What to produce: Skipping all pictures, set down the lines of the listing from the first through the one with "const answers = ['24".

Recorded information:
# # # # # # #

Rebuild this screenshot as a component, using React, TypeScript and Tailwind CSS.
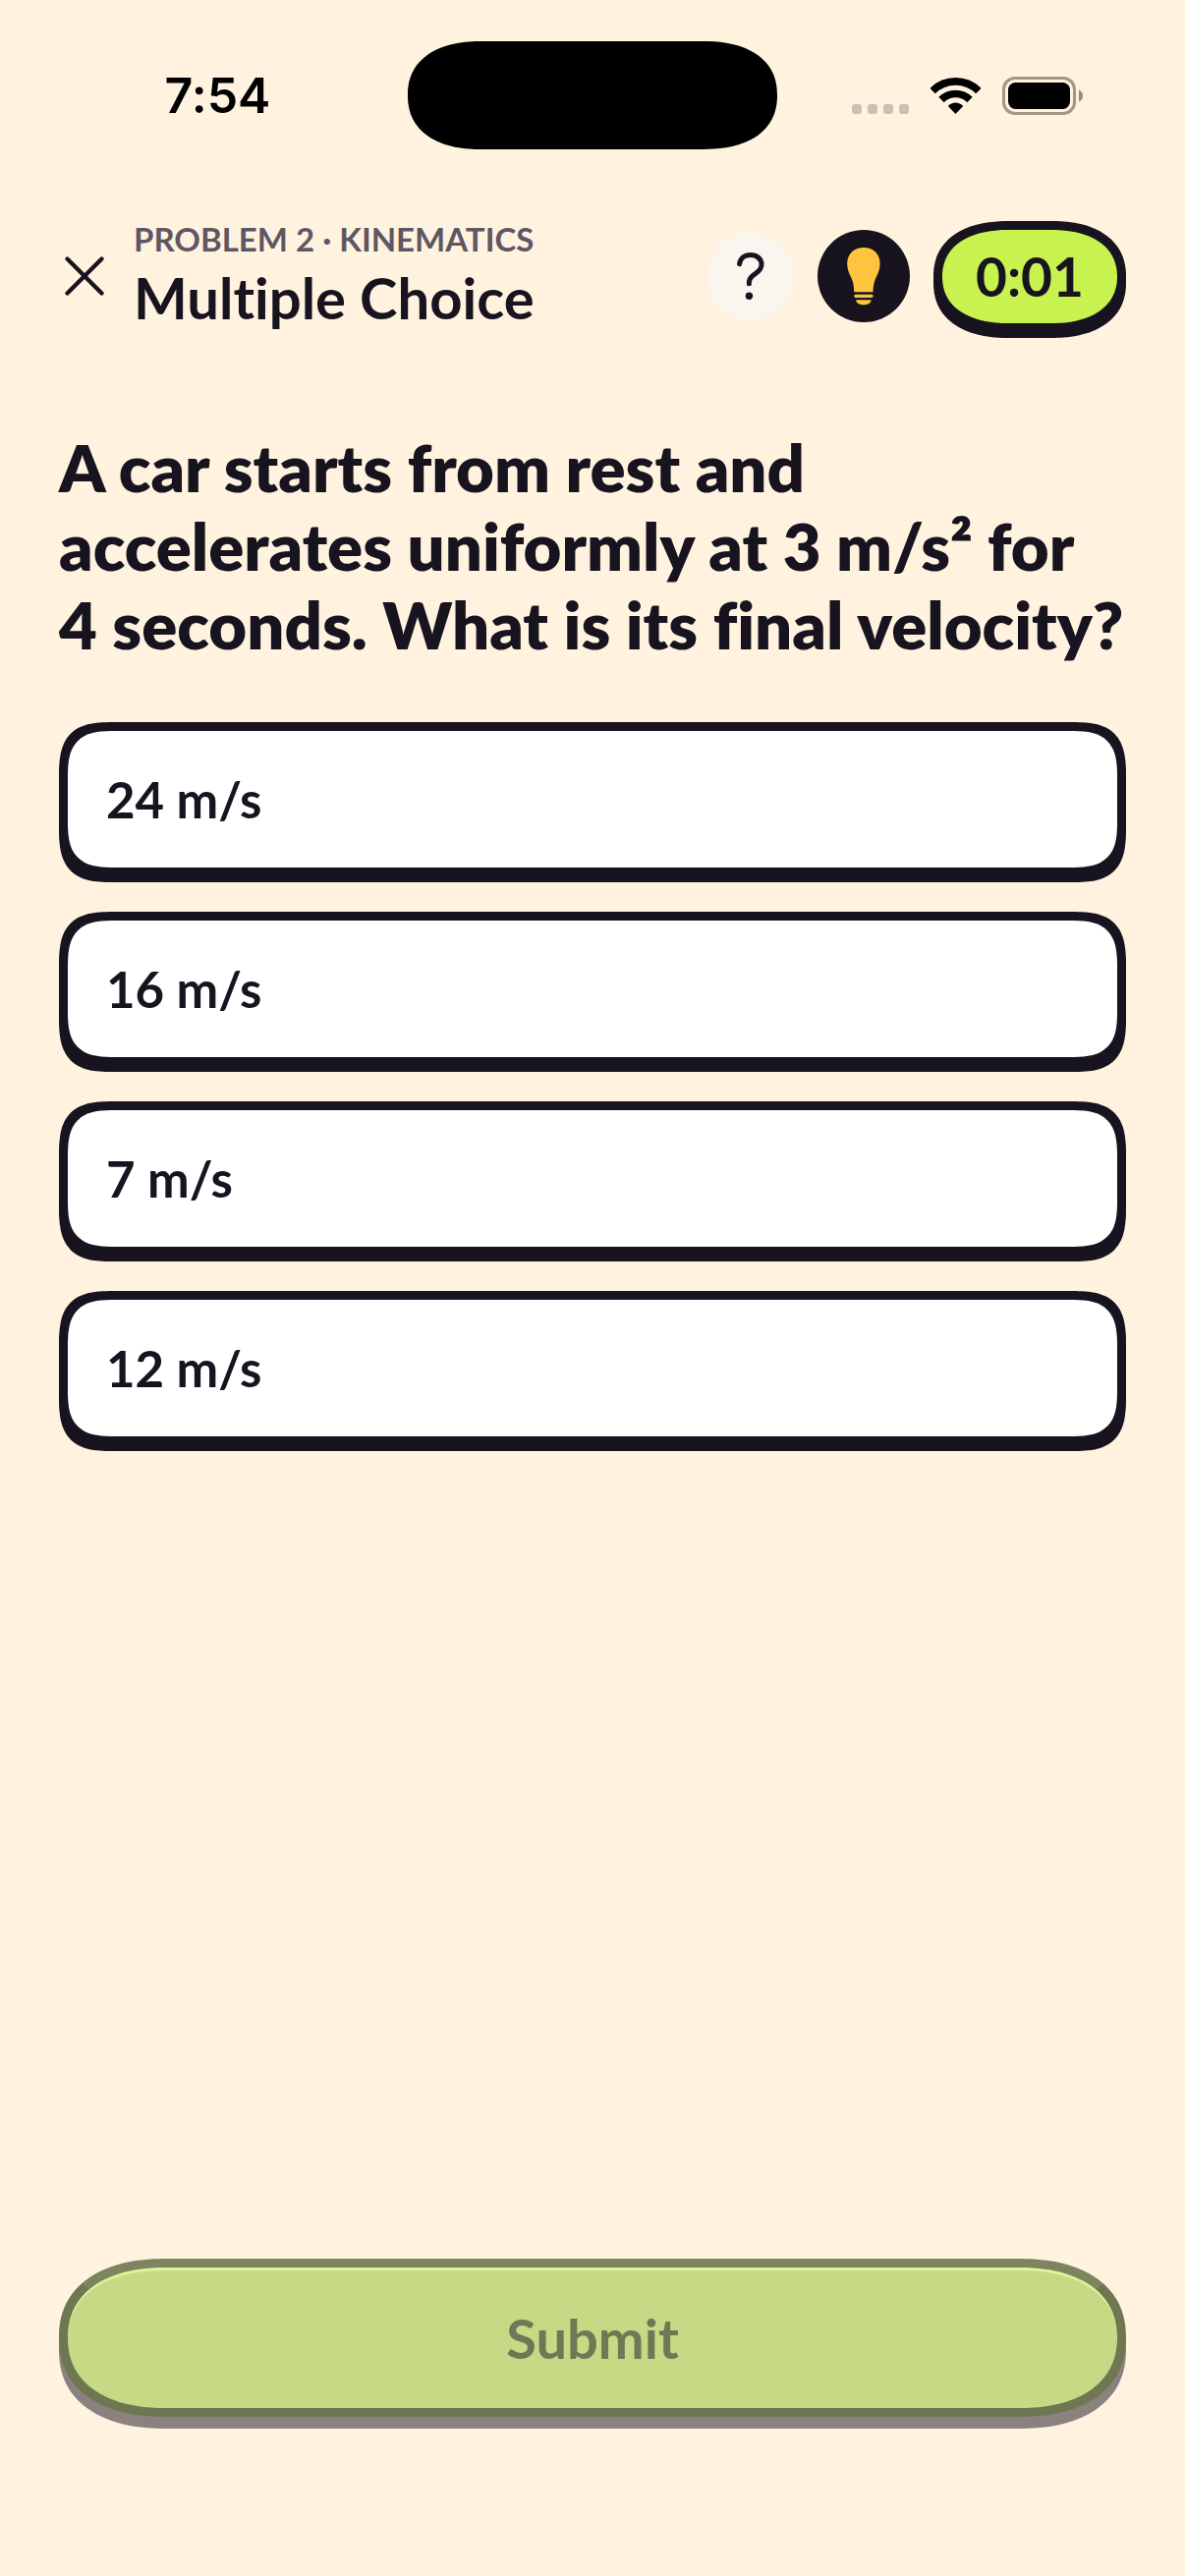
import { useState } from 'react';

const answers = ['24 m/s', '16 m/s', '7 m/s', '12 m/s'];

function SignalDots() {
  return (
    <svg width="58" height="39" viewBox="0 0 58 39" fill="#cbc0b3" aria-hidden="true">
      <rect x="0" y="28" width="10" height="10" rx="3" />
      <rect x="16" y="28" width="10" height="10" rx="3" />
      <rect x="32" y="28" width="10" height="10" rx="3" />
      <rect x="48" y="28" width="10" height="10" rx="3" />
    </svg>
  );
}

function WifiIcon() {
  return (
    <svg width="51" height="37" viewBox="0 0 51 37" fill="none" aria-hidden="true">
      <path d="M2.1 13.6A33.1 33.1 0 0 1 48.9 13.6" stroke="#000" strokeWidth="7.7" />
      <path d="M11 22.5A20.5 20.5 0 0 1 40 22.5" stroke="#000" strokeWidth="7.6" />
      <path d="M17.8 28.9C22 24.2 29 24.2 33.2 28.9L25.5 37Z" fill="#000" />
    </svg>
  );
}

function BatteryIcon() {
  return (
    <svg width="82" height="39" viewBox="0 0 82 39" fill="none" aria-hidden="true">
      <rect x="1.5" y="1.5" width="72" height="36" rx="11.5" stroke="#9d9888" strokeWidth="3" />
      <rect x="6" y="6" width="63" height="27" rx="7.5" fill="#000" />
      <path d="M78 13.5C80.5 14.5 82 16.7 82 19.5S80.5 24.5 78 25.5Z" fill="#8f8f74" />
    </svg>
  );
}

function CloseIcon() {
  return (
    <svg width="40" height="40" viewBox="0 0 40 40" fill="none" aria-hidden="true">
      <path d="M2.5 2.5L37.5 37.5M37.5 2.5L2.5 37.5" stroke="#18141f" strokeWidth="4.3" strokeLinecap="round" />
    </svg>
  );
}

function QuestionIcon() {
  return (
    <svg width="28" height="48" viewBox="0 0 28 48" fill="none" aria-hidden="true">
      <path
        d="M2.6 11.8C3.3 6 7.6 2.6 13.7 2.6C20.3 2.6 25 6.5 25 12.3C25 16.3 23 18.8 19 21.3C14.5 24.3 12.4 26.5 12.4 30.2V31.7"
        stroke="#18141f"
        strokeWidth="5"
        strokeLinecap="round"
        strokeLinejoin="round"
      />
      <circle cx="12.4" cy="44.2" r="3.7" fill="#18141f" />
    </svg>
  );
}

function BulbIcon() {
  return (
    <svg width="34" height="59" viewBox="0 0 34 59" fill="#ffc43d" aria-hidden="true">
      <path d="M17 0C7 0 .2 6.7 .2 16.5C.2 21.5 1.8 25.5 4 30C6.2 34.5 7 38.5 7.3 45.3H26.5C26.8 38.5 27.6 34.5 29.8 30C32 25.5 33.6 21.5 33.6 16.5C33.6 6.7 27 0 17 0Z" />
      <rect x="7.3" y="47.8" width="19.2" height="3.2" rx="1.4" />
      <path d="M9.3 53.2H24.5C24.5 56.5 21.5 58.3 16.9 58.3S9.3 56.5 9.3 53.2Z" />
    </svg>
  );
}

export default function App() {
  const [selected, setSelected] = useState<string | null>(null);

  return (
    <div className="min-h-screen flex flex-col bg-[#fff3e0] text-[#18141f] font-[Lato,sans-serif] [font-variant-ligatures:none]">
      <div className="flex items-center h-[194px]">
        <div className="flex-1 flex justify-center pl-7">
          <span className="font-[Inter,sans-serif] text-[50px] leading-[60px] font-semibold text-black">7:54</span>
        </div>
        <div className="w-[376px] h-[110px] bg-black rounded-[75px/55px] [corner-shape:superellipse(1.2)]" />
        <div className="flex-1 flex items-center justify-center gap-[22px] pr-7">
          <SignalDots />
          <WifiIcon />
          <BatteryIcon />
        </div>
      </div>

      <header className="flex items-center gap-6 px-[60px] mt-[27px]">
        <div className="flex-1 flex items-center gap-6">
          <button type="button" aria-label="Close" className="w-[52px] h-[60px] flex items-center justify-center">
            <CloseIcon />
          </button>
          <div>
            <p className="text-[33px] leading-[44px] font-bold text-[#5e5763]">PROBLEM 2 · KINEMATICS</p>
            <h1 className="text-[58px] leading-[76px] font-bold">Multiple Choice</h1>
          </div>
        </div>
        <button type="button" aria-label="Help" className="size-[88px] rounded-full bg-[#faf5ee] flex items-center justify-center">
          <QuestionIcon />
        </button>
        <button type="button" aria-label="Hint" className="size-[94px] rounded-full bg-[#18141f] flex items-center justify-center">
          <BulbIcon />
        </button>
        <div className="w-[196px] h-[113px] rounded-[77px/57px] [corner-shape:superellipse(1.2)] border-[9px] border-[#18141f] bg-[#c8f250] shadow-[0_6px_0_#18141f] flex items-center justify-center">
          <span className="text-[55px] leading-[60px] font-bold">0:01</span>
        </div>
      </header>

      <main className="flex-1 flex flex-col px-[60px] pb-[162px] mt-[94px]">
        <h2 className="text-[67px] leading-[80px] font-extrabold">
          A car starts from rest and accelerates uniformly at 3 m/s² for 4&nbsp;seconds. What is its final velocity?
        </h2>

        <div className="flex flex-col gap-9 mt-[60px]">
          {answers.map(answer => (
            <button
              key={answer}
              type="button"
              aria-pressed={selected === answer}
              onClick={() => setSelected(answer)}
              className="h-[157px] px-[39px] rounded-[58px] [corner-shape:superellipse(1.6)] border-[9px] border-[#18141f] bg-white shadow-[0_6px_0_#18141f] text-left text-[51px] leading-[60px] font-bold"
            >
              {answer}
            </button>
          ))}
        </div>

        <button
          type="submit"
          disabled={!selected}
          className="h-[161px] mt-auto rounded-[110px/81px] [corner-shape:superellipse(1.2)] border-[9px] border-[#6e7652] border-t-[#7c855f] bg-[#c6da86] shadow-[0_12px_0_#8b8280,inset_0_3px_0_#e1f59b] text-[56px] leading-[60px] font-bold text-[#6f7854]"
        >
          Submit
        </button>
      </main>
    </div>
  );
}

# # # # # # #

Result of this task:
Rebuild this screenshot as a component, using React, TypeScript and Tailwind CSS.
import { useState } from 'react';

const answers = ['24 m/s', '16 m/s', '7 m/s', '12 m/s'];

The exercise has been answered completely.